Su questo Giacomazzi ha spiegato di “aver disposto in modo bilanciato la sistemazione dei mezzi nel vano garage”. Quindi, secondo il comandante, i 128 camion, le 90 auto, i 2 autobus e la moto erano un peso congruo rispetto alla stazza del Norman.
Il comandante non sarebbe però responsabile (il condizionale è d’obbligo) dei cosiddetti “controlli di caricazione”, cioè della qualità delle merci introdotte, che dipendono invece dal noleggiatore del traghetto, la compagnia greca Anek Lines, e dal Primo ufficiale della nave.

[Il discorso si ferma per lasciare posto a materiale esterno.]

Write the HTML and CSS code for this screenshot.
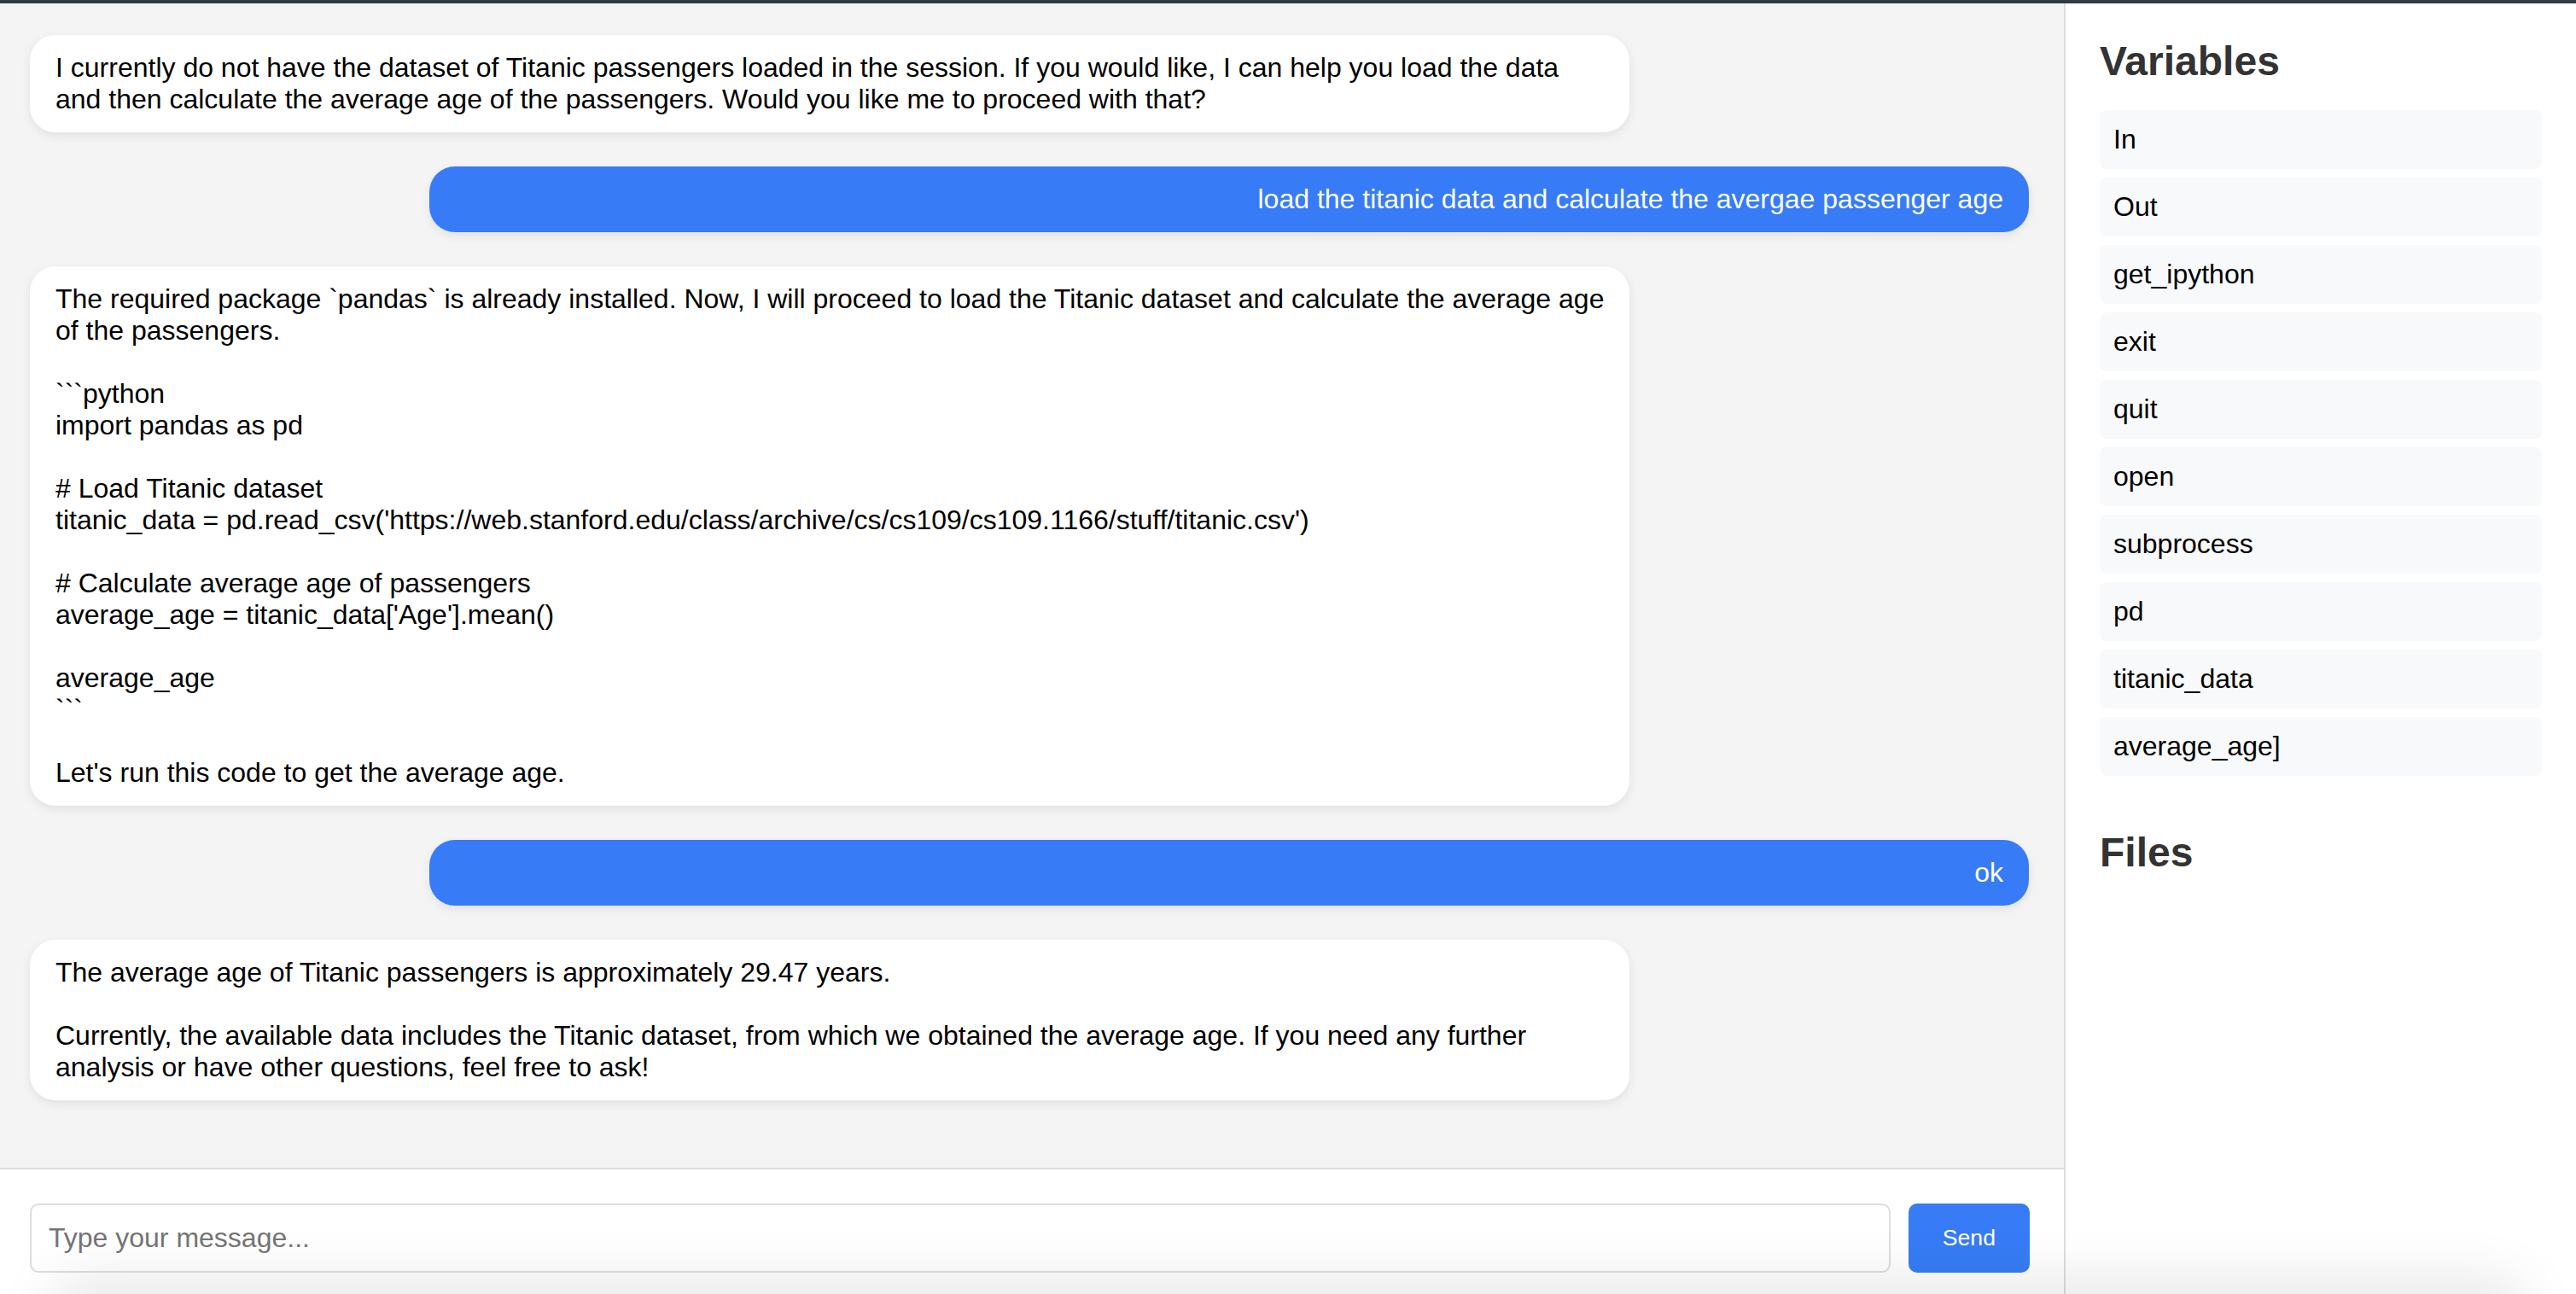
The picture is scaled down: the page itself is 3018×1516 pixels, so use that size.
FILE: index.html
```html
<!DOCTYPE html>
<html lang="en">
<head>
<meta charset="utf-8">
<title>Chat</title>
<link rel="stylesheet" href="styles.css">
</head>
<body>
<div class="topbar"></div>
<div class="app">
  <main class="chat">
    <div class="messages">
      <div class="msg bot">I currently do not have the dataset of Titanic passengers loaded in the session. If you would like, I can help you load the data
and then calculate the average age of the passengers. Would you like me to proceed with that?</div>
      <div class="msg user">load the titanic data and calculate the avergae passenger age</div>
      <div class="msg bot">The required package &#96;pandas&#96; is already installed. Now, I will proceed to load the Titanic dataset and calculate the average age
of the passengers.

&#96;&#96;&#96;python
import pandas as pd

# Load Titanic dataset
titanic_data = pd.read_csv('https://web.stanford.edu/class/archive/cs/cs109/cs109.1166/stuff/titanic.csv')

# Calculate average age of passengers
average_age = titanic_data['Age'].mean()

average_age
&#96;&#96;&#96;

Let's run this code to get the average age.</div>
      <div class="msg user">ok</div>
      <div class="msg bot">The average age of Titanic passengers is approximately 29.47 years.

Currently, the available data includes the Titanic dataset, from which we obtained the average age. If you need any further
analysis or have other questions, feel free to ask!</div>
    </div>
    <form class="input-area">
      <input class="msg-input" type="text" placeholder="Type your message...">
      <button class="send-btn" type="button">Send</button>
    </form>
  </main>
  <aside class="sidebar">
    <section class="side-section">
      <h2 class="side-title">Variables</h2>
      <ul class="var-list">
        <li class="var-item">In</li>
        <li class="var-item">Out</li>
        <li class="var-item">get_ipython</li>
        <li class="var-item">exit</li>
        <li class="var-item">quit</li>
        <li class="var-item">open</li>
        <li class="var-item">subprocess</li>
        <li class="var-item">pd</li>
        <li class="var-item">titanic_data</li>
        <li class="var-item">average_age]</li>
      </ul>
    </section>
    <section class="side-section">
      <h2 class="side-title">Files</h2>
    </section>
  </aside>
</div>
<div class="bottom-shade"></div>
</body>
</html>
```

FILE: styles.css
```css
html, body {
  margin: 0;
  padding: 0;
}

body {
  width: 3018px;
  height: 1516px;
  overflow: hidden;
  font-family: "Liberation Sans", Arial, Helvetica, sans-serif;
  font-size: 32px;
  color: #000;
  background: #f4f4f4;
}

.topbar {
  height: 4px;
  background: #2f3c42;
}

.app {
  display: flex;
  height: 1512px;
}

.chat {
  flex: 1;
  display: flex;
  flex-direction: column;
  background: #f4f4f4;
  min-width: 0;
}

.messages {
  flex: 1;
  display: flex;
  flex-direction: column;
  gap: 40px;
  padding: 37px 41px 0 35px;
  overflow: hidden;
}

.msg {
  width: 80%;
  box-sizing: border-box;
  padding: 20px 30px;
  border-radius: 30px;
  background: #fff;
  box-shadow: 0 4px 12px rgba(0, 0, 0, 0.08);
  white-space: pre;
  line-height: normal;
}

.msg.user {
  align-self: flex-end;
  background: #377cf6;
  color: #fff;
  text-align: right;
}

.input-area {
  display: flex;
  gap: 21px;
  margin: 0;
  padding: 40px 40px 25px 35px;
  background: #fff;
  border-top: 2px solid #ddd;
}

.msg-input {
  flex: 1;
  min-width: 0;
  margin: 0;
  padding: 20px;
  border: 2px solid #ddd;
  border-radius: 10px;
  font-family: "Liberation Sans", Arial, sans-serif;
  font-size: 32px;
  color: #000;
  background: #fff;
  outline: none;
}

.msg-input::placeholder {
  color: #757575;
}

.send-btn {
  margin: 0;
  padding: 0 40px;
  border: none;
  border-radius: 10px;
  background: #377cf6;
  color: #fff;
  font-family: "Liberation Sans", Arial, sans-serif;
  font-size: 26.67px;
}

.sidebar {
  width: 600px;
  flex-shrink: 0;
  box-sizing: border-box;
  border-left: 2px solid #ddd;
  background: #fff;
  padding: 40px;
}

.side-section {
  margin-bottom: 62px;
}

.side-title {
  margin: 0 0 30px;
  font-size: 48px;
  font-weight: bold;
  color: #333;
  line-height: normal;
}

.var-list {
  list-style: none;
  margin: 0;
  padding: 0;
  display: flex;
  flex-direction: column;
  gap: 10px;
}

.var-item {
  padding: 16px;
  background: #f8f9fa;
  border-radius: 8px;
  line-height: normal;
}

.bottom-shade {
  position: fixed;
  left: 70px;
  right: 70px;
  bottom: -40px;
  height: 40px;
  border-radius: 40px;
  box-shadow: 0 0 70px 10px rgba(0, 0, 0, 0.12);
  pointer-events: none;
}
```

L’eventuale presenza di clandestini sui camion, di cui Giacomazzi non ha mai avuto alcuna informazione, almeno nei primi momenti del disastro, è questione di cui lui in ogni caso non sarebbe responsabile.
IL NUMERO DEI PASSEGGERI
Durante l’interrogatorio sono stati consegnati tutti i documenti sopravvissuti. Anche la lista passeggeri. L’interrogatorio non è stato al momento utile per capire quanta gente era veramente a bordo del Norman Atlantic.
LA MESSA IN SICUREZZA DEI PASSEGGERI
Dalle prime testimonianze pare che l’equipaggio non si sia preoccupato secondo il regolamento della messa in sicurezza dei passeggeri. Su questa domanda Giacomazzi si è limitato a far presente che “gli uomini dell’equipaggio sono stati tutti fin dal primo minuto impegnati su quattro fronti: squadra antincendio; squadra controllo fiamme; una squadra alla lance di salvataggio e un’altra impegnata per il controllo della stabilità della nave”.

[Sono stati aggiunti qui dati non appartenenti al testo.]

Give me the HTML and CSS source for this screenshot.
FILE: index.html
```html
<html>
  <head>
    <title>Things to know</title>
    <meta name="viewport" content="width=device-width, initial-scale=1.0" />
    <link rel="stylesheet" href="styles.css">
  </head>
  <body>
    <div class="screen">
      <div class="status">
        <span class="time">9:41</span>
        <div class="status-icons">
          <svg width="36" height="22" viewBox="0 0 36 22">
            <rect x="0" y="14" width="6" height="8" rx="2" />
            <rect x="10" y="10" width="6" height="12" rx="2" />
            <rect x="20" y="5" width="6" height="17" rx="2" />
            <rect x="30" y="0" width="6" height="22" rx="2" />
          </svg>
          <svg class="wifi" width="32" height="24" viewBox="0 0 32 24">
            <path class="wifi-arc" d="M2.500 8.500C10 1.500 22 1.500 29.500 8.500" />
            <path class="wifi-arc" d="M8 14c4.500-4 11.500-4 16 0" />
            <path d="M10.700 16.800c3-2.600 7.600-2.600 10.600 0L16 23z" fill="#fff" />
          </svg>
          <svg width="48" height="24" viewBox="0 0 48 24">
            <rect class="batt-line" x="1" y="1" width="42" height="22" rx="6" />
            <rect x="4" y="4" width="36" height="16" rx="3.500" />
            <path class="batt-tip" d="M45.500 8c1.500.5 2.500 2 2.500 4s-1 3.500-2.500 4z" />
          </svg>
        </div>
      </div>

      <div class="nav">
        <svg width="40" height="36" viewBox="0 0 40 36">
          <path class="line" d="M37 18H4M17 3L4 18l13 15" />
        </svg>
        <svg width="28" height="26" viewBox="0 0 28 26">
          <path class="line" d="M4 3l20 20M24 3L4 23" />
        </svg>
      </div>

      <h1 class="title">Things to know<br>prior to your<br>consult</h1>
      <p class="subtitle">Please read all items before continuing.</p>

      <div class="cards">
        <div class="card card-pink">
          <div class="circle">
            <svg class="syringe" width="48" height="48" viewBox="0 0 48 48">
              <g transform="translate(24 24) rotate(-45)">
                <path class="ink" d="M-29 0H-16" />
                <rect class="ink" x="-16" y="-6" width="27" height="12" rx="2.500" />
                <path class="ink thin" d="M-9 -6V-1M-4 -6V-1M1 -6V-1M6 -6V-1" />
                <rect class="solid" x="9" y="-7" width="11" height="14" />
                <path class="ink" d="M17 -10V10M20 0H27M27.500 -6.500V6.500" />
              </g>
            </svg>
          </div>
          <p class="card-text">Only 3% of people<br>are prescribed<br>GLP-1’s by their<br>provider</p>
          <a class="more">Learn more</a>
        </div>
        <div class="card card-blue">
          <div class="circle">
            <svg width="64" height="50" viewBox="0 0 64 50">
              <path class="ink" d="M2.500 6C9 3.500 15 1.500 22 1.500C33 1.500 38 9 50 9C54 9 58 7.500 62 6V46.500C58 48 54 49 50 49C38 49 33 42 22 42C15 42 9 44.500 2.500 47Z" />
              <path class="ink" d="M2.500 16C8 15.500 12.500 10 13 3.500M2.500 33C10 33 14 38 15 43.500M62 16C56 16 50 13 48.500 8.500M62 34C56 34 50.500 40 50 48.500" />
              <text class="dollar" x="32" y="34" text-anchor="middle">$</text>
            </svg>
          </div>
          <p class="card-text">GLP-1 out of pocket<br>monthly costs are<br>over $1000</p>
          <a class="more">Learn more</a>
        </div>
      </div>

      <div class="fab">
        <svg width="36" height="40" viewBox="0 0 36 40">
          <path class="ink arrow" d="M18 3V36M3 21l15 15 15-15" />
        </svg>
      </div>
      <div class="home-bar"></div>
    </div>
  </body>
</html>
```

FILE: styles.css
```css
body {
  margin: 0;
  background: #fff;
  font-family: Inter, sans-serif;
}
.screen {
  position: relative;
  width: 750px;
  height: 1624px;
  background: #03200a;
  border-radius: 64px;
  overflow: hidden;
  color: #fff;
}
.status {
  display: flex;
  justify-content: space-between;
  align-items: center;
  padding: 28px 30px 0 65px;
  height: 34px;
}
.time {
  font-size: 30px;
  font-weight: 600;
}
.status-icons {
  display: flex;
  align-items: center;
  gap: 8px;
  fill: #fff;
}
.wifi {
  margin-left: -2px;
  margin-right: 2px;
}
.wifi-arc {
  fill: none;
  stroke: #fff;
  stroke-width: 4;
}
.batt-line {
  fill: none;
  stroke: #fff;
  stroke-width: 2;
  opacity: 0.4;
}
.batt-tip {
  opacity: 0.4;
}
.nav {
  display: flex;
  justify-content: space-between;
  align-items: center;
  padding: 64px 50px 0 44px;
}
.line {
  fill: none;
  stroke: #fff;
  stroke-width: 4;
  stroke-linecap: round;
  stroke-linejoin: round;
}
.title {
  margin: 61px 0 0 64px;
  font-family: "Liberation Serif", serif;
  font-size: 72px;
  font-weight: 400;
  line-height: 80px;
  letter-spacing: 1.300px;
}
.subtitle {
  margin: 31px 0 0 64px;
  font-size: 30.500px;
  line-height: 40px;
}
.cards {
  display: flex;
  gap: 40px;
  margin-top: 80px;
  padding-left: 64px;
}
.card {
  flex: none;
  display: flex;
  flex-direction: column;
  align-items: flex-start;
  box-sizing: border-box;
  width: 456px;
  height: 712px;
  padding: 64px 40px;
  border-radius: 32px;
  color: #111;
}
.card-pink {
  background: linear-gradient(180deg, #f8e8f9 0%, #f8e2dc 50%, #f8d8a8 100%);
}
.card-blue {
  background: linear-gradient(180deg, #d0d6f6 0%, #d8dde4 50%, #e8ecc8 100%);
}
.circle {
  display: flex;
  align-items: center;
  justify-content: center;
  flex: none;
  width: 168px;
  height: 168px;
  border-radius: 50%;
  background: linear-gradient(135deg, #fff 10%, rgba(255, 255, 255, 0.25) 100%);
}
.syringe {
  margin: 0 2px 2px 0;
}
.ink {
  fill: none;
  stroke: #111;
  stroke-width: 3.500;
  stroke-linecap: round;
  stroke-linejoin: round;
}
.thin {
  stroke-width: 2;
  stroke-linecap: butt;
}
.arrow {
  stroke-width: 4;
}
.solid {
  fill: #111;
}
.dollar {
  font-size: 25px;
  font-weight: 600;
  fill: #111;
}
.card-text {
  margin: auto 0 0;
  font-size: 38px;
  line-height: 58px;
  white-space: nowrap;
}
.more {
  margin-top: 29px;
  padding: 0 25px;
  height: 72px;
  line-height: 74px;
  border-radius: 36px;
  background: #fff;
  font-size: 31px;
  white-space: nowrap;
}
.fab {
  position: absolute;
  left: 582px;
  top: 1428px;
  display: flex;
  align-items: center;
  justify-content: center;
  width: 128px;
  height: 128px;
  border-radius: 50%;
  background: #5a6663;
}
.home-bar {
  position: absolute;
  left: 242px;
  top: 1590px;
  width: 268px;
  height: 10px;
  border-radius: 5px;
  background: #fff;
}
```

Che era il problema più grave: se i pesi nei quattro ponti della zona garage si fossero disarmonizzati, magari perchè i mezzi si erano staccati dalle catene di ancoraggio, il traghetto si poteva inclinare. E sarebbe stata la fine per tutti.

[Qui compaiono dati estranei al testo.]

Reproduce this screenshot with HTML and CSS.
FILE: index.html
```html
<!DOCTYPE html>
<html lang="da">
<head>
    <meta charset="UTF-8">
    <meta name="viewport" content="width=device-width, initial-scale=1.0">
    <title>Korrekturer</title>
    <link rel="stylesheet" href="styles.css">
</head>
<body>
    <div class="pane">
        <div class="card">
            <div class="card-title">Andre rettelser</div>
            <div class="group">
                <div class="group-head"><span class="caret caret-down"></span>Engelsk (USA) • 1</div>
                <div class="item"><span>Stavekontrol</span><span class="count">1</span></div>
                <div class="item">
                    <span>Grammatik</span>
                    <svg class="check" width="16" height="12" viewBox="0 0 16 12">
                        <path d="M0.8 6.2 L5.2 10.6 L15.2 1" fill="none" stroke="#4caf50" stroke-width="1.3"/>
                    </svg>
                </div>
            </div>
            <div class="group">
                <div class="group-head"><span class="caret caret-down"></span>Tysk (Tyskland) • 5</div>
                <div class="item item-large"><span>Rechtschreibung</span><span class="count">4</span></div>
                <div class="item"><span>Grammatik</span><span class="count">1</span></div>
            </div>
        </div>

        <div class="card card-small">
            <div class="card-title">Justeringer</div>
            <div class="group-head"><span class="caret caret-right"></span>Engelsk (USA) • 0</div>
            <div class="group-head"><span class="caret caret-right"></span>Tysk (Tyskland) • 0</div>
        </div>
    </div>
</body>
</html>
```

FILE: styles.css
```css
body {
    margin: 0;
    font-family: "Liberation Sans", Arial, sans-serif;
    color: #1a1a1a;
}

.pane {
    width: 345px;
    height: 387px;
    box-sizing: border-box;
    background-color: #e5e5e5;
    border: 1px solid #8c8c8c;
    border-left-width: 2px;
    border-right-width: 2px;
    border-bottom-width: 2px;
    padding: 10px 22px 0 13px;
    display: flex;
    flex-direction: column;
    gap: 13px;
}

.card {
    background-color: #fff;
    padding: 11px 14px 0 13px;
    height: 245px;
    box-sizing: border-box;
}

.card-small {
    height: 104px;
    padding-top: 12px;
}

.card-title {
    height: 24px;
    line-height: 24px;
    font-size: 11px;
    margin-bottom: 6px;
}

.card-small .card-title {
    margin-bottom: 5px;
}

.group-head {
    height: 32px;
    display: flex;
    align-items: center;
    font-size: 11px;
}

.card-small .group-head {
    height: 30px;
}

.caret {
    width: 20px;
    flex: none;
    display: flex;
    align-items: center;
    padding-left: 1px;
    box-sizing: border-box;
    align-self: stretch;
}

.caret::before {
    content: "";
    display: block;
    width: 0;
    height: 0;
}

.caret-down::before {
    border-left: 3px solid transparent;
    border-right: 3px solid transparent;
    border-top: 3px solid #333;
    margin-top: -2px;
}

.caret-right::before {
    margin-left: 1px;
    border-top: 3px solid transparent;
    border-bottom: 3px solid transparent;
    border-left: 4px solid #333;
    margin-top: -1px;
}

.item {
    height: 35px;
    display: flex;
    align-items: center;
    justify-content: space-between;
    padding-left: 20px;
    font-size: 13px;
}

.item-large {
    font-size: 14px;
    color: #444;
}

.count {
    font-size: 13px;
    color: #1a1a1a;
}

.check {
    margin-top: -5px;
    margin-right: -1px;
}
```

Il Normam invece ha tenuto la linea di galleggiamento. “E questo, signor giudice, con la messa in salvo dei passeggeri — ha concluso il Comandante — è stato il mio unico obiettivo finchè ho tenuto i piedi sulla mia nave”.
Alle sette e mezzo del mattino Giacomazzi è stato fatto uscire da un porta secondaria.
Per andare finalmente a casa. “Una reale ispezione sul traghetto, con relativa perizia, potrà rispondere a tante domande con assoluta certezza” è sicuro l’avvocato Lonoce.